Khalifah Umar bertanya kepada pemilik unta, “Berapa harga untamu?”

 

“Aku dulu membelinya seharga 400 dirham, ya Amirul Mu’minin,” jawab pemilik unta.

 

Khalifah kemudian menyuruh hathib bin Abi Balta’ah membayar 800 dirham kepada pemilik unta. 400 dirham untuk mengganti unta, 400 dirham lagi sebagai hukuman karena telah menelantarkan dua orang budaknya. Hathib pun menyanggupinya.

 

Si pemilik unta puas. Begitulah hukum ditegakkan oleh Khalifah Umar bin Khaththab. Beliau menggunakan hukum sebagai alat untuk menciptakan keadilan dan kesejahteraan bersama. Beliau tidak menegakkan hukum dengan sikap arogan.

 

Beliau tentu tahu hukuman bagi seorang pencuri adalah hukum potong tangan.
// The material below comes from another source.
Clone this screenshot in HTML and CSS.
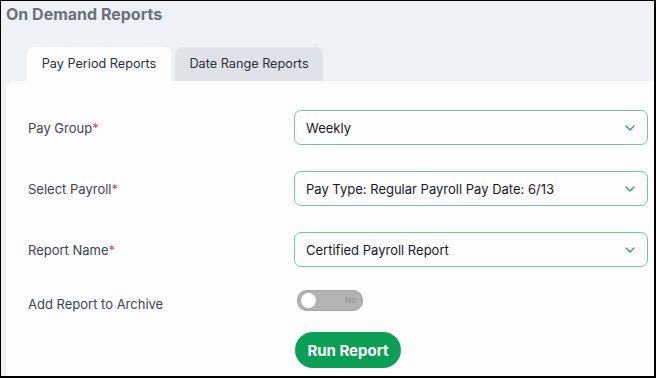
FILE: index.html
```html
<!DOCTYPE html>
<html lang="en">

<head>
    <title>On Demand Reports</title>
    <link rel="stylesheet" href="styles.css">
</head>

<body>
    <div class="frame">
        <h1 class="title">On Demand Reports</h1>

        <div class="tabs">
            <div class="tab active">Pay Period Reports</div>
            <div class="tab range">Date Range Reports</div>
        </div>

        <div class="panel">
            <div class="form-row">
                <label class="label">Pay Group<span class="req">*</span></label>
                <div class="select">
                    <span>Weekly</span>
                    <svg class="chevron" width="10" height="6" viewBox="0 0 10 6"><path d="M1 1l4 4 4-4" fill="none" stroke="#2e9e63" stroke-width="1.4" stroke-linecap="round" stroke-linejoin="round"/></svg>
                </div>
            </div>

            <div class="form-row">
                <label class="label">Select Payroll<span class="req">*</span></label>
                <div class="select">
                    <span>Pay Type: Regular Payroll Pay Date: 6/13</span>
                    <svg class="chevron" width="10" height="6" viewBox="0 0 10 6"><path d="M1 1l4 4 4-4" fill="none" stroke="#2e9e63" stroke-width="1.4" stroke-linecap="round" stroke-linejoin="round"/></svg>
                </div>
            </div>

            <div class="form-row">
                <label class="label">Report Name<span class="req">*</span></label>
                <div class="select">
                    <span>Certified Payroll Report</span>
                    <svg class="chevron" width="10" height="6" viewBox="0 0 10 6"><path d="M1 1l4 4 4-4" fill="none" stroke="#2e9e63" stroke-width="1.4" stroke-linecap="round" stroke-linejoin="round"/></svg>
                </div>
            </div>

            <div class="form-row toggle-row">
                <label class="label archive">Add Report to Archive</label>
                <div class="toggle">
                    <span class="knob"></span>
                    <span class="toggle-text">No</span>
                </div>
            </div>

            <div class="form-row button-row">
                <span></span>
                <div><button class="run-button">Run Report</button></div>
            </div>
        </div>
    </div>
</body>

</html>
```

FILE: styles.css
```css
html,
body {
    margin: 0;
    padding: 0;
}

body {
    font-family: Inter, "Noto Sans", Arial, sans-serif;
}

.frame {
    width: 656px;
    height: 378px;
    box-sizing: border-box;
    border: 1px solid #000;
    border-right-width: 2px;
    border-bottom-width: 2px;
    background-color: #eef2f7;
    overflow: hidden;
}

.title {
    margin: 0;
    padding: 3px 5px 0;
    font-size: 16px;
    line-height: 20px;
    font-weight: 700;
    color: #6b717c;
}

.tabs {
    display: flex;
    gap: 4px;
    margin-top: 23px;
    padding-left: 26px;
}

.tab {
    width: 144px;
    height: 34px;
    line-height: 34px;
    text-align: center;
    font-size: 12.7px;
    color: #2a313c;
    background-color: #dfe2e6;
    border-radius: 8px 8px 0 0;
    white-space: nowrap;
}

.tab.range {
    width: 148px;
}

.tab.active {
    background-color: #fdfdfd;
}

.panel {
    margin-left: 5px;
    padding: 29px 6px 20px 22px;
    background-color: #fdfdfd;
    border-radius: 8px 0 0 0;
    display: flex;
    flex-direction: column;
    gap: 26px;
}

.form-row {
    display: grid;
    grid-template-columns: 266px 1fr;
    align-items: center;
}

.label {
    font-size: 13px;
    color: #3d4450;
}

.req {
    color: #b35a62;
}

.select {
    height: 35px;
    box-sizing: border-box;
    border: 1px solid #72c997;
    border-radius: 7px;
    padding: 0 12px 0 11px;
    display: flex;
    align-items: center;
    justify-content: space-between;
    font-size: 13px;
    color: #16191f;
}

.toggle-row {
    margin-top: -4px;
}

.archive {
    padding-top: 7px;
}

.toggle {
    position: relative;
    margin-left: 3px;
    width: 66px;
    height: 21px;
    border-radius: 11px;
    background-color: #b3b3b3;
    box-shadow: inset 0 0 0 1px #a6a6a6;
}

.knob {
    position: absolute;
    left: 4px;
    top: 3px;
    width: 15px;
    height: 15px;
    border-radius: 50%;
    background-color: #fff;
}

.toggle-text {
    position: absolute;
    right: 7px;
    top: 0;
    line-height: 21px;
    font-size: 8px;
    color: #8c8c8c;
}

.button-row {
    margin-top: -6px;
}

.run-button {
    margin-left: 1px;
    height: 36px;
    width: 106px;
    border: none;
    border-radius: 18px;
    background-color: #0b9e55;
    color: #fff;
    font-family: Inter, "Noto Sans", Arial, sans-serif;
    font-size: 15px;
    font-weight: 700;
    cursor: pointer;
}
```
Namun, beliau lebih mempertimbangkan faktor penyebab seseorang melanggar hukum. Beliau tidak serta merta memvonis si pelaku lalu menghukumnya.

 

Sangat ironis dengan peristiwa yang terjadi di sebuah negeri, 1400 tahun kemudian. Peristiwa dituntutnya seorang istri oleh Jaksa Penuntut Umum (JPU), setahun di penjara.

 

Apa pasal?

 

Konon, tuntutan itu atas laporan suaminya sendiri yang merasa menjadi korban KDRT, karena telah dimarahi dengan kata-kata kasar gara-gara pulang dalam keadaan mabuk.

 

Dalam sidang dengan agenda penuntutan, JPU membacakan tuntutan satu tahun penjara untuk si istri. Menurut JPU, si istri telah melanggar UU Nomor 23 Tahun 2004 tentang Penghapusan Kekerasan Dalam Rumah Tangga (KDRT), Pasal 45 ayat 1 Junto pasal 5 huruf b. Si istri didakwa telah melakukan KDRT verbal.

 

Seorang istri menegur suami adalah kejadian lumrah, apalagi ini menegur suaminya yang mabuk-mabukan dan menelantarkan keluarga. Apa yang menjadi alasan di si istri harusnya menjadi pertimbangan JPU.

 

Tetapi bagi JPU hukum tetap hukum. Karena si istri telah melanggar UU, maka dia ‘harus’ dihukum. Tidak peduli apa yang melatar-belakangi dia melakukan perbuatan itu.

 

Ah ….

Jadi rindu kehadiran seorang pemimpin seperti Khalifah Umar bin Khaththab.